Juli Baker, Jeffery Walters and incumbent Michael Murphy took the three seats up for election in a five-way race, winning a three-year, two-year and one-year seat respectively based on the number of votes received. Out of the running were Scott Graves and Christian Halley.
Out of the more than 2,600 registered voters, 328 cast ballots Tuesday in the annual town election, or about a 12 percent turnout.
The current board consists of Chair Deborah Maynard, Jason Breault, and Murphy. The new board was voted to have five members back in 2024 at the annual town meeting after resident Kristen Tool filed a citizens petition to expand it. The home-rule petition was sent to the Legislature and was approved late last year.
Murphy was running for a third term. He said he is not done with his work on the board and wants to see more projects done like the mall. He was voted back on with 168 votes for a one-year term.
"I feel like I've put in a good six years, but I do feel like there's a couple things that I'd like to see through that are still, you know, somewhere either on the front burner or the back burner," he said. "I'll talk about the mall, I'd love to play a role in seeing how that plays out. What's moved to the back burner after being on the front burner for a couple years is the need for a new police station. I still believe there's a need for that."
He is proud to be a part of the board that will expand its members and to have helped the town have a better atmosphere and attitude toward its residents.
"My proudest accomplishment is getting a better home for our Police Department, one that they need very well," Murphy said. "Some of the things that surprised me a little bit, but that I think I had an impact on, is improving the atmosphere within the Town Hall building. I think that's the best way to put it. There was a time, and I heard from many, many people in the community when I ran that I was surprised to hear how they didn't feel welcomed, they didn't feel comfortable, and I think that that attitude and that atmosphere has changed, and I've had something to do that."
Baker won the three-year term with 258 votes. Baker has been in Lanesborough since 2021 and has been participating on the Finance Committee, which she will now leave to be on the Select Board.
She ran because she felt she could help with her experience on many other boards and her ability to be a leader and see both sides of every story.
"I've had a lot of input into other groups like the planning board and the zoning board, and a lot of the issues that have been happening in town, and I feel like I have a very level head about very contentious issues, I look at all sides of every issue and cut through the emotions and get to the bottom of what the issue is and what's best for Lanesborough," she said.

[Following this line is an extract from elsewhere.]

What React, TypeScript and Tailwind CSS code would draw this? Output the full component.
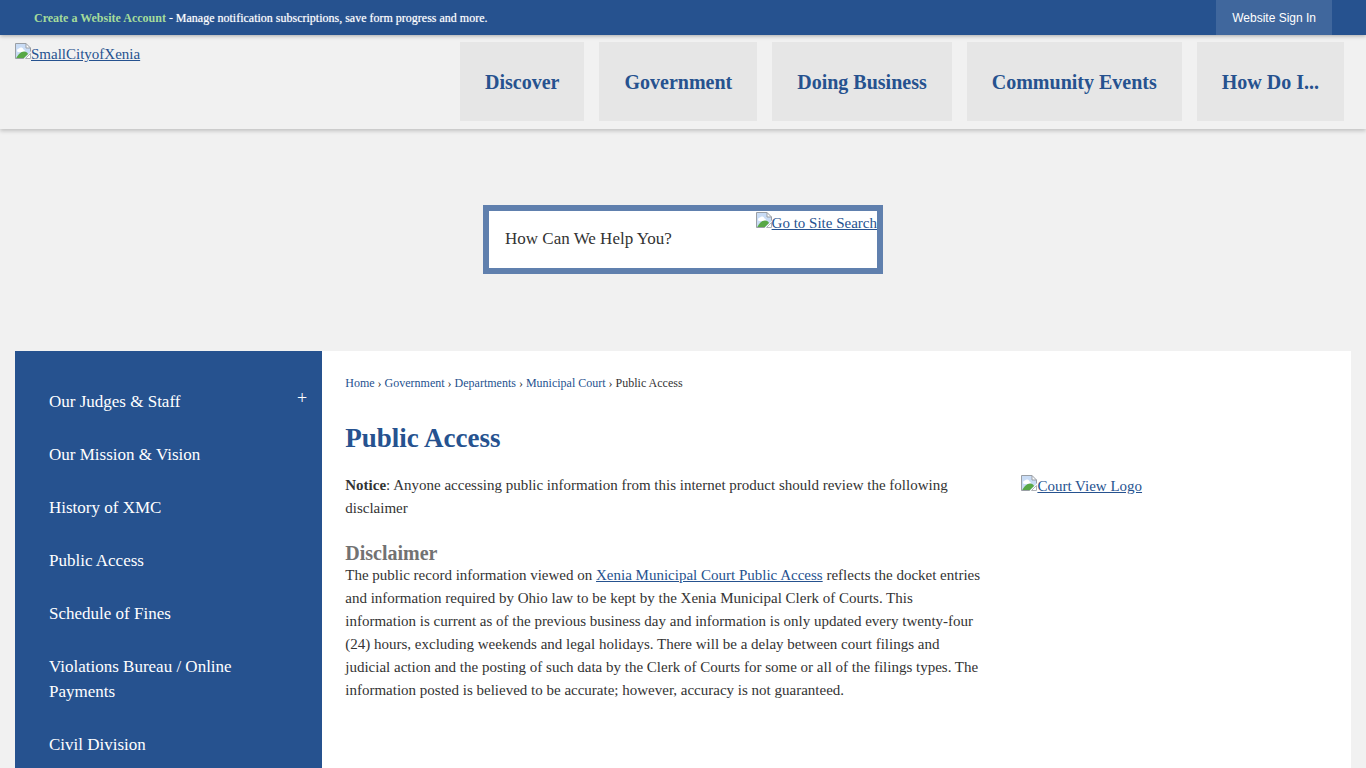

Key issues she plans to address include managing tax increases that she has done with the finance board, addressing the short-term rental bylaw, and resolving the stalemate over the mall property to find the best way to get real value from the property.
Walters took the two-year term with 215 votes. Walters has been a resident for 26 years and owns Snap-On Tools dealership. He said he looks forward to working with the board and says one of the key issues he has heard is the taxes and wants to help maintain the residents taxes. He said he has been talking about running for about eight years and the bigger board helped push him to put his name on the ballot.
"I said I would like to run for a selectman. We're going to a five person select board, so I thought it'd be a good time. Being a small business owner, I feel I have something to contribute to add to the people that we have already in the Select Board," he said.
Graves said he wanted to be on the board to help others in the community feel welcome as he did not when he first came.